When Thomas calls Luc on his cell phone to tell him that he is suffering from a potentially fatal blood disorder, Luc goes to the hospital to be with him, cutting off his relationship with his lover Vincent (Sylvain Jacques). Luc, at first resentful, tells his brother that the only reason he is there is because he was asked and his feelings of betrayal are evident. Neither their father (Fred Ulysse) nor their mother (Antoinette Moya) offer any comfort, only exacerbating the situation by telling Luc that they wish it would have been him instead of Thomas. Thomas' girlfriend Claire (Nathalie Boutefeu) is also of little help, feeling powerless to offer Thomas much assistance.
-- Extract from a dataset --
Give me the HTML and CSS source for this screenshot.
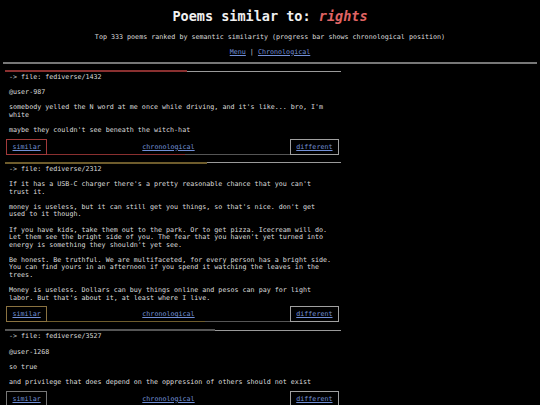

Thomas' platelet count continues to drop and, as the possibility of a fatal hemorrhage increases, the doctors decide to remove his spleen but it does not produce the desired result. The film shifts between scenes at the hospital and ones at Luc's house near the seaside, cutting backwards and forwards in time. Despite inter-titles that identify the month in which the sequence is taking place, however, the chronology is confusing. As the illness progresses and the toll of hospital corridors, waiting rooms, and invasive procedures multiply, fatigue and inevitability sets in as the brothers struggle to reawaken some of their previous intimacy.
Luc shares a touching anecdote from their childhood about how Thomas saved him from school bullies and when his brother seems ready to give up, Luc rubs his back searching for some meaningful way of connecting. When they finally proclaim their love for one another, however, the cycle of resignation and despair has already gone too far to be reversed and Luc seems to passively accept its inevitability. In one of the film's most affecting scenes, we watch the excruciatingly slow and painstaking removal of all Thomas' body hair with an electric shaver in preparation for his operation by cheery, smiling technicians.
Another moving scene, perhaps the most emotional in the entire film, is the casual meeting between Luc and a 19-year old patient (Robinson Stevenin) in the hospital hallway. The patient is distraught about the possibility of another major surgery and Luc instinctively reaches out to embrace him. On the whole, however Son Frére is not an overtly emotional experience. To its credit, it studiously avoids displays of sentiment or peak dramatic moments but its affect can be flat and distancing. We long for a breakthrough or some catharsis that will bring release from all the bleakness, but Chereau does not offer any and Son Frére leaves us only with a feeling of sadness and a sober reflection on any damaged relationships of our own.